Bravery - with the year drawing to a close it is a good time to reflect. Give yoursleves some credit . Everyone in this community is SO BRAVE! Whats the one bravest thing you feel you have done this year or any year?
Great idea ! I stayed in the store & finished shopping a few weeks ago after seeing the person who S/A’d me. I got tunnel vision & my heart was beating out of my chest but I finished paying for my groceries and walked out normally. I wanted to run but instead I took a few deep breaths and I did it !!
 
Hmm... my first reaction to this post was "ugh", which is on me. I think I've had to be brave too much in my life. It's also one of those things that supporters say a lot, which can be discounting. I know that's not your point though. If I reframe it as what challenge have I faced that I am particularly proud of, it totally changes things. This year, has been huge. I moved across country and moved in with my fiancee. I started a new job and new life here. It's all healthy, which is weird and amazing and terrifying.
 
I don't think I've ever been brave. I just don't feel fear in those extreme moments. I feel rage, and fight, and adrenaline. It's easy to gnash teeth and scream and punch, because there's no "oh my god, what if---" there's none of that. There's just pure impulse. People call me brave all the time, but it really isn't bravery. Bravery is doing something you're afraid of doing. I can't recall a time where I was ever scared. I am sure it has happened when I was a little kid! I just don't remember it. Whatever that feeling is, it got burned out of me very early.
 
I like your post @Weemie . I think actually admitting that we've never broken through our boundaries / comfort zone / whatever, is a way of being brave. And I can relate to the 'comfort zone' being rage or anger.

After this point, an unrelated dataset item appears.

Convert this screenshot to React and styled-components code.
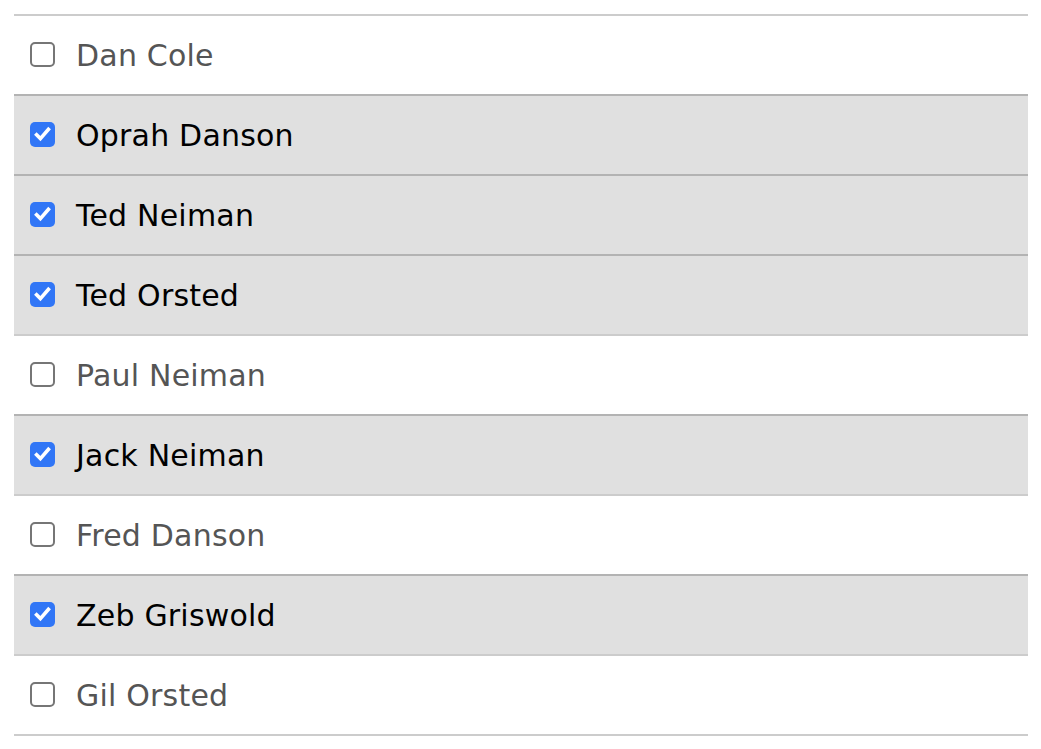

I've had glimpses of bravery throughout life. Skydiving was a moment of being brave. It made me want to barf.
In a smaller way, I'm brave when I challenge the crystallized structures in my head who tell me that other people are always wrong & out to get me.
 
I've had glimpses of bravery throughout life. Skydiving was a moment of being brave. It made me want to barf.
See, I've never had that.

My brain slows everything waaaaaaaaaaaayyyyyy doooowwwwnnnnn and I see everything crystal clear and can make decisions in those moments.

Fear simply isn't a factor. I don't get that sensation in my body. Everything is just slow and steady until I can act. I'd jump no problem and then be figuring my shit out as I landed.

It's just not bravery. Maybe it's a positive attribute of some kind, but bravery isn't it. Composure, perhaps.